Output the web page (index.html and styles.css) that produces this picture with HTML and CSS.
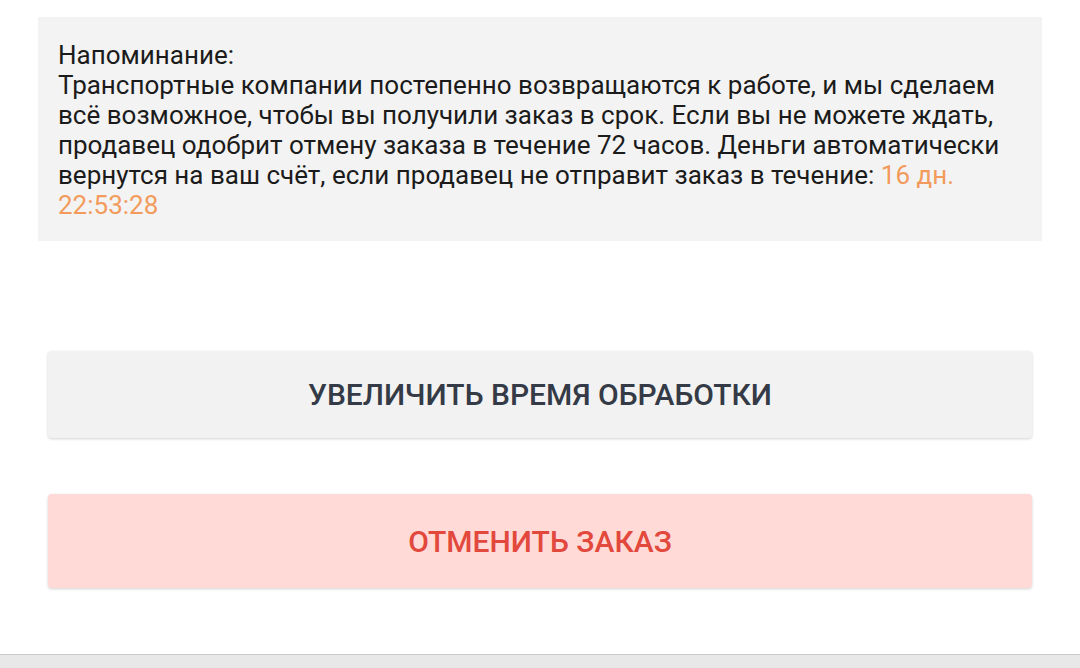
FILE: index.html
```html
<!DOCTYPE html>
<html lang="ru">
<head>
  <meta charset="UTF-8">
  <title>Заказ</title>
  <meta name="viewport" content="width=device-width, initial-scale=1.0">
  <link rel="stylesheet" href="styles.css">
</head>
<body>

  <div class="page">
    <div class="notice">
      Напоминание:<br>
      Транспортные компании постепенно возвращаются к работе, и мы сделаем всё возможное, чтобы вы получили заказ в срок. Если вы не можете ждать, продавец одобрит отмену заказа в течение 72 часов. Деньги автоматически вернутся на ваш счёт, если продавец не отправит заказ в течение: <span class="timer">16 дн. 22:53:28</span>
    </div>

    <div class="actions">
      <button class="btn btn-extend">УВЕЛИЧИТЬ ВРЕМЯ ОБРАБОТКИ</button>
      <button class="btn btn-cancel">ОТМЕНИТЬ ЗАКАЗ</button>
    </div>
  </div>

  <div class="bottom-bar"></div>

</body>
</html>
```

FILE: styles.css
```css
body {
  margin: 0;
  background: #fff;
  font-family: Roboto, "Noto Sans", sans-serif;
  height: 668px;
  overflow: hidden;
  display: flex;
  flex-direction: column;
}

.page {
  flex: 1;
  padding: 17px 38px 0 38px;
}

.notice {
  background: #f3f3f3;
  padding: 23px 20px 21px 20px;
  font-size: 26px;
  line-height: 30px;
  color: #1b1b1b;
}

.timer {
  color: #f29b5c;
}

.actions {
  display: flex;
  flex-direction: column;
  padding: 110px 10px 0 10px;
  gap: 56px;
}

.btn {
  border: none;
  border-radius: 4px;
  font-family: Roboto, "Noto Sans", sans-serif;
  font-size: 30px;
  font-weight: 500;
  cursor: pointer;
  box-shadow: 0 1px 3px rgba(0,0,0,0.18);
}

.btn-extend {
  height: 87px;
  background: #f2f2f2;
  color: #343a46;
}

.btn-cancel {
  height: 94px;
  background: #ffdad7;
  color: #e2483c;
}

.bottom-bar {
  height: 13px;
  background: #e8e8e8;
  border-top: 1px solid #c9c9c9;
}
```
+ + + + +
» **Task brief**: List all lines in the material containing the string "page".

» **Answer in full**:
Output the web page (index.html and styles.css) that produces this picture with HTML and CSS.
  <div class="page">
.page {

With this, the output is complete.